Before talking to anyone, I dug into academic papers and design articles to understand the current landscape. The paper Virtual Reality User Interface Design: Best Practices and Implementation (Mehmedova et al.) explicitly states there's a lack of unified design guidelines for XR and proposes categories like general VR principles, ergonomic design, onboarding, and cybersickness prevention.
Davari's Towards Context-Aware Adaptation in Extended Reality offered a different lens, organizing XR interfaces by how they adapt to context through content design, presentation design, and input design, helping me see XR elements as interconnected systems rather than isolated components. Finally, Sahu's practitioner-focused article "Designing for the Immersive World: A UX Designer's Guide to AR, VR, and XR" provided a more approachable framework organized around devices, core UX principles (accessibility, comfort, spatial information, natural interactions), and use cases.

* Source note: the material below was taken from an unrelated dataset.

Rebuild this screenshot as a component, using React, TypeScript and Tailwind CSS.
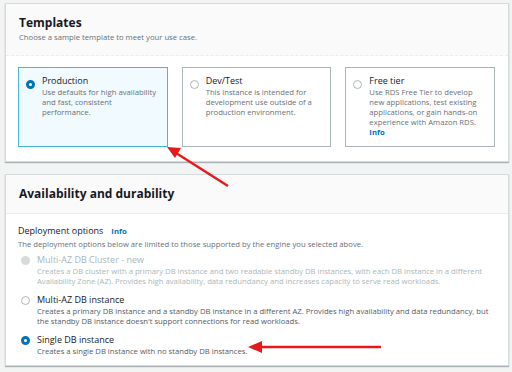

These gave me some critical insights: there's no standard way to organize XR knowledge, different frameworks serve different purposes, and the best approaches acknowledge that XR design is contextual and interconnected. But the literature didn't tell me how actual designers and developers think about organizing this information when they're doing their work? That's where user research came in.
I conducted 6 in-depth interviews, 3 designers and 3 developers from Carnegie Mellon and UC Berkeley who have experience working on XR projects. I wanted to understand how they conceptualize interface components, what resources they use, and how they make design decisions.
I had participants organize 105 XR design elements into categories that made sense to them. I gave them cards with terms like "gaze control," "radial menus," "boundary feedback," "motion sickness prevention", all the nitty-gritty stuff that goes into designing XR experiences.
The messiness was actually the most critical insight. XR elements don't fit into neat boxes because the decisions are contextual, embodied, and interdependent.